╔══
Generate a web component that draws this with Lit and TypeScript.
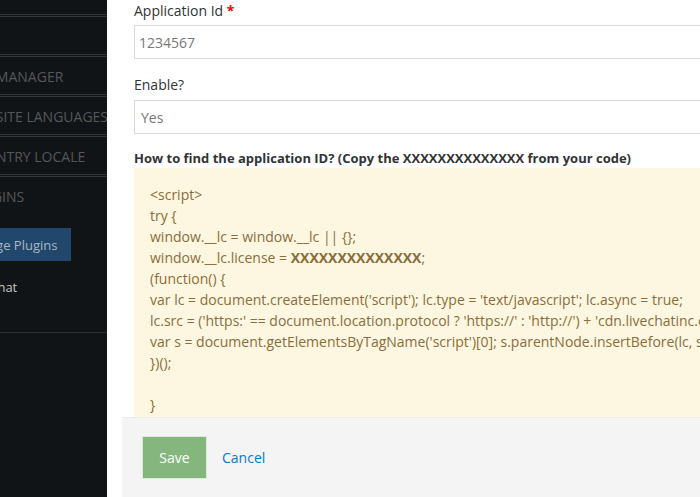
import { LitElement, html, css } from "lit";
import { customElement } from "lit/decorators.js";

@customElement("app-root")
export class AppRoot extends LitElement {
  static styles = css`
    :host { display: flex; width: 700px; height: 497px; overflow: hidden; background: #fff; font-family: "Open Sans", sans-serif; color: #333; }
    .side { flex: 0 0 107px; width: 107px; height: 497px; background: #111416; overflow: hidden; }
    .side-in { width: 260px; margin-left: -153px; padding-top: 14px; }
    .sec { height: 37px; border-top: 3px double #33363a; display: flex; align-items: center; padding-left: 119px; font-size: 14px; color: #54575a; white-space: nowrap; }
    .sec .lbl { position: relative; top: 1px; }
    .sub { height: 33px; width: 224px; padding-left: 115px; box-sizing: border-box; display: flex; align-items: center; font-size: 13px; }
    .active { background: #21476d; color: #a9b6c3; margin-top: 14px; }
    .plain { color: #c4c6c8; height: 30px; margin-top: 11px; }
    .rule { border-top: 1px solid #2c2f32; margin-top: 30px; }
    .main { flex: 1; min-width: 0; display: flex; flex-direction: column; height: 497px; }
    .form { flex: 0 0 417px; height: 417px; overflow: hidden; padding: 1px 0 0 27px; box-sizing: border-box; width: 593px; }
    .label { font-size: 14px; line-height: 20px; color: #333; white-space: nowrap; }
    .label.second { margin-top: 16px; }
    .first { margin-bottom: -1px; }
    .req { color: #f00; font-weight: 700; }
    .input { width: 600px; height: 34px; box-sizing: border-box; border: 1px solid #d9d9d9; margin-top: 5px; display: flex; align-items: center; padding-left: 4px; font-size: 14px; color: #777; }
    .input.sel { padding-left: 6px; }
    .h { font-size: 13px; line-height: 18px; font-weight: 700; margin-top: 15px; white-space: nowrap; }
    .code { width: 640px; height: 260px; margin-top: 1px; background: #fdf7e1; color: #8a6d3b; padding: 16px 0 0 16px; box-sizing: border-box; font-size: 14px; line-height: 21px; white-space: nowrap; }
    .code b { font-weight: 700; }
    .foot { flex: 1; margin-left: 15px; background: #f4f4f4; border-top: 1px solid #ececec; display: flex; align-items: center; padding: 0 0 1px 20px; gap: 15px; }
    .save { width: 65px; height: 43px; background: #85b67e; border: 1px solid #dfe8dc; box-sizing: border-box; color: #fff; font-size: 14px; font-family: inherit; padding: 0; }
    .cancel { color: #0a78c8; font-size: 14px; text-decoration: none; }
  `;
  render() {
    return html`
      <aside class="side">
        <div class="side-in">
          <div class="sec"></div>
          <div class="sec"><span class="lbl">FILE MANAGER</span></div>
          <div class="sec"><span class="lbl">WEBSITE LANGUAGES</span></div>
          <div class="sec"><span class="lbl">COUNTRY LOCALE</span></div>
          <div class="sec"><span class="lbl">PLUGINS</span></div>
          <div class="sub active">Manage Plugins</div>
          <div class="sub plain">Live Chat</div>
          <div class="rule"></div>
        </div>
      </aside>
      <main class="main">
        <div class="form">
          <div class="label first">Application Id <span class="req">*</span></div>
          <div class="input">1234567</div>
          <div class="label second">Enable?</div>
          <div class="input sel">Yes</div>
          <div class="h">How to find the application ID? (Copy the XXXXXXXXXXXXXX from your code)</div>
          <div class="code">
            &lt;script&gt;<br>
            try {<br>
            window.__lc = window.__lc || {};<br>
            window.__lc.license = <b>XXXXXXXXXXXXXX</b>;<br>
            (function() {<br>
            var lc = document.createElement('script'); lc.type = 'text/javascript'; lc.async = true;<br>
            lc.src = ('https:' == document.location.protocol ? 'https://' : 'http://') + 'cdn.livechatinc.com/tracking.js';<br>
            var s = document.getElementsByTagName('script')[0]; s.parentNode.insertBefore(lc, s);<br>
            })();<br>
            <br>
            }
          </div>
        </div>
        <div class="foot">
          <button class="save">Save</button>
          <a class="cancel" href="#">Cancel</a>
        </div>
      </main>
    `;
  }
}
╚══
■ Your instructions: Write out the material above once more, exactly as it reads, with no pictures.

■ Exercise answer:
Generate a web component that draws this with Lit and TypeScript.
import { LitElement, html, css } from "lit";
import { customElement } from "lit/decorators.js";

@customElement("app-root")
export class AppRoot extends LitElement {
  static styles = css`
    :host { display: flex; width: 700px; height: 497px; overflow: hidden; background: #fff; font-family: "Open Sans", sans-serif; color: #333; }
    .side { flex: 0 0 107px; width: 107px; height: 497px; background: #111416; overflow: hidden; }
    .side-in { width: 260px; margin-left: -153px; padding-top: 14px; }
    .sec { height: 37px; border-top: 3px double #33363a; display: flex; align-items: center; padding-left: 119px; font-size: 14px; color: #54575a; white-space: nowrap; }
    .sec .lbl { position: relative; top: 1px; }
    .sub { height: 33px; width: 224px; padding-left: 115px; box-sizing: border-box; display: flex; align-items: center; font-size: 13px; }
    .active { background: #21476d; color: #a9b6c3; margin-top: 14px; }
    .plain { color: #c4c6c8; height: 30px; margin-top: 11px; }
    .rule { border-top: 1px solid #2c2f32; margin-top: 30px; }
    .main { flex: 1; min-width: 0; display: flex; flex-direction: column; height: 497px; }
    .form { flex: 0 0 417px; height: 417px; overflow: hidden; padding: 1px 0 0 27px; box-sizing: border-box; width: 593px; }
    .label { font-size: 14px; line-height: 20px; color: #333; white-space: nowrap; }
    .label.second { margin-top: 16px; }
    .first { margin-bottom: -1px; }
    .req { color: #f00; font-weight: 700; }
    .input { width: 600px; height: 34px; box-sizing: border-box; border: 1px solid #d9d9d9; margin-top: 5px; display: flex; align-items: center; padding-left: 4px; font-size: 14px; color: #777; }
    .input.sel { padding-left: 6px; }
    .h { font-size: 13px; line-height: 18px; font-weight: 700; margin-top: 15px; white-space: nowrap; }
    .code { width: 640px; height: 260px; margin-top: 1px; background: #fdf7e1; color: #8a6d3b; padding: 16px 0 0 16px; box-sizing: border-box; font-size: 14px; line-height: 21px; white-space: nowrap; }
    .code b { font-weight: 700; }
    .foot { flex: 1; margin-left: 15px; background: #f4f4f4; border-top: 1px solid #ececec; display: flex; align-items: center; padding: 0 0 1px 20px; gap: 15px; }
    .save { width: 65px; height: 43px; background: #85b67e; border: 1px solid #dfe8dc; box-sizing: border-box; color: #fff; font-size: 14px; font-family: inherit; padding: 0; }
    .cancel { color: #0a78c8; font-size: 14px; text-decoration: none; }
  `;
  render() {
    return html`
      <aside class="side">
        <div class="side-in">
          <div class="sec"></div>
          <div class="sec"><span class="lbl">FILE MANAGER</span></div>
          <div class="sec"><span class="lbl">WEBSITE LANGUAGES</span></div>
          <div class="sec"><span class="lbl">COUNTRY LOCALE</span></div>
          <div class="sec"><span class="lbl">PLUGINS</span></div>
          <div class="sub active">Manage Plugins</div>
          <div class="sub plain">Live Chat</div>
          <div class="rule"></div>
        </div>
      </aside>
      <main class="main">
        <div class="form">
          <div class="label first">Application Id <span class="req">*</span></div>
          <div class="input">1234567</div>
          <div class="label second">Enable?</div>
          <div class="input sel">Yes</div>
          <div class="h">How to find the application ID? (Copy the XXXXXXXXXXXXXX from your code)</div>
          <div class="code">
            &lt;script&gt;<br>
            try {<br>
            window.__lc = window.__lc || {};<br>
            window.__lc.license = <b>XXXXXXXXXXXXXX</b>;<br>
            (function() {<br>
            var lc = document.createElement('script'); lc.type = 'text/javascript'; lc.async = true;<br>
            lc.src = ('https:' == document.location.protocol ? 'https://' : 'http://') + 'cdn.livechatinc.com/tracking.js';<br>
            var s = document.getElementsByTagName('script')[0]; s.parentNode.insertBefore(lc, s);<br>
            })();<br>
            <br>
            }
          </div>
        </div>
        <div class="foot">
          <button class="save">Save</button>
          <a class="cancel" href="#">Cancel</a>
        </div>
      </main>
    `;
  }
}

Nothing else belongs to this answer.